Japón se encontró entonces en la situación de los anteriores conquistadores. Era difícil hacerse dueño de un país tan grande; resultaba imposible administrarlo sin confiar en algunos de sus preceptos culturales, que Japón, convencido de la singularidad de sus propias instituciones, nunca estuvo preparado para adoptar. Poco a poco, sus antiguos asociados —las potencias europeas con el apoyo de Estados Unidos— empezaron a oponerse a Japón, de entrada en el ámbito político y más adelante en el militar.
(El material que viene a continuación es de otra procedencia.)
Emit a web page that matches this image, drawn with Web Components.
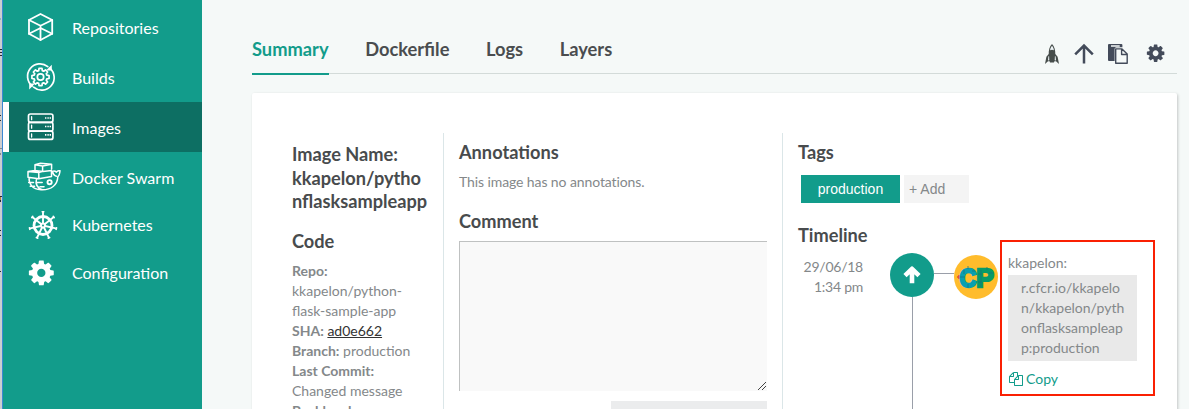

Fue una especie de culminación de la estrategia diplomática del autofortalecimiento, en la que los antiguos colonialistas colaboraban entonces para reivindicar la integridad de China.

A la cabeza de esta iniciativa se encontraba Estados Unidos, con su estrategia de política de puertas abiertas anunciada en 1899 por su secretario de Estado John Hay. Un sistema nacido para reclamar para Estados Unidos las ventajas del imperialismo de otros países se convirtió, en la década de 1930, en una vía para mantener la independencia de China. Las potencias occidentales se sumaron al plan. China superaría la fase imperialista si era capaz de sobrevivir a la Segunda Guerra Mundial y volvía a forjar su unidad.